VMWare/VMW appears near the end of this portion of its base, despite its recent price weakness, and relatively weak when compared to the market's late-week upside fireworks. Nonetheless, I expect an upside reversal to occur soon, and a breakout above the chart pattern's internal setup.

Opportunity thus limned, the unresolved question re VMWare/VMW is how protectable is its solution -- are there proprietary components? It does not appear to be so. While specific algorithms might be patentable, the virtualization idea itself has been around for some time; other companies will almost certainly enter the field. In fact, Microsoft/MSFT announced recently the beta availability of its Hyper-V server virtualization technology, which came earlier than expected. Réza Malekzadeh, VMWare's Senior Director of Product Marketing & Alliances, offers his perceptions here re this topic.

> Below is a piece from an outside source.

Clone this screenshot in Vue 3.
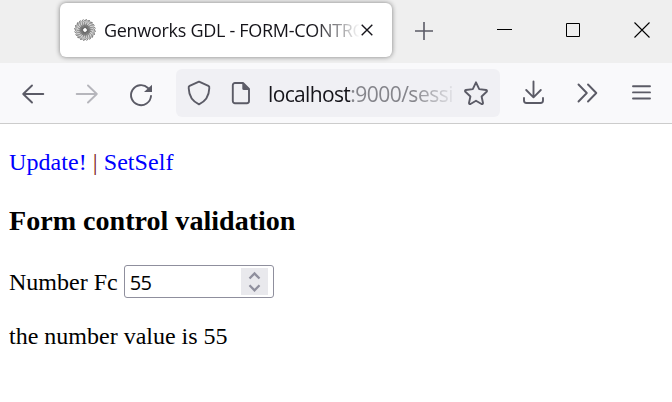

The question might resolve as to whether VMWare/VMW can capitalize on its first-mover advantage to create a brand sufficient to keep IT departments insisting on the VMWare solution over its competitors. For investors, the November share price decline and subsequent presumed base assuage a large measure of price and time risk, and help to create a maximum reward opportunity.

The likelihood exists that Q4 will be a barn-burner, but with increasing competition comes decreasing profit margins, so the risk is very real to the company... and its stock. Recall that just as capitalism bids away excess returns via increasing competition, so too does certainty serve to bid away opportunity via, perhaps paradoxically, an increasing share price. Conversely, the greater the uncertainty, the greater the potential reward. Thus, I am a buyer soon of VMWare/VMW, despite the prevailing level of uncertainty. Well, really, because of the uncertainty. I am, after all, an investor.

Full Disclosure: Soon to be long the shares of VMWare/VMW.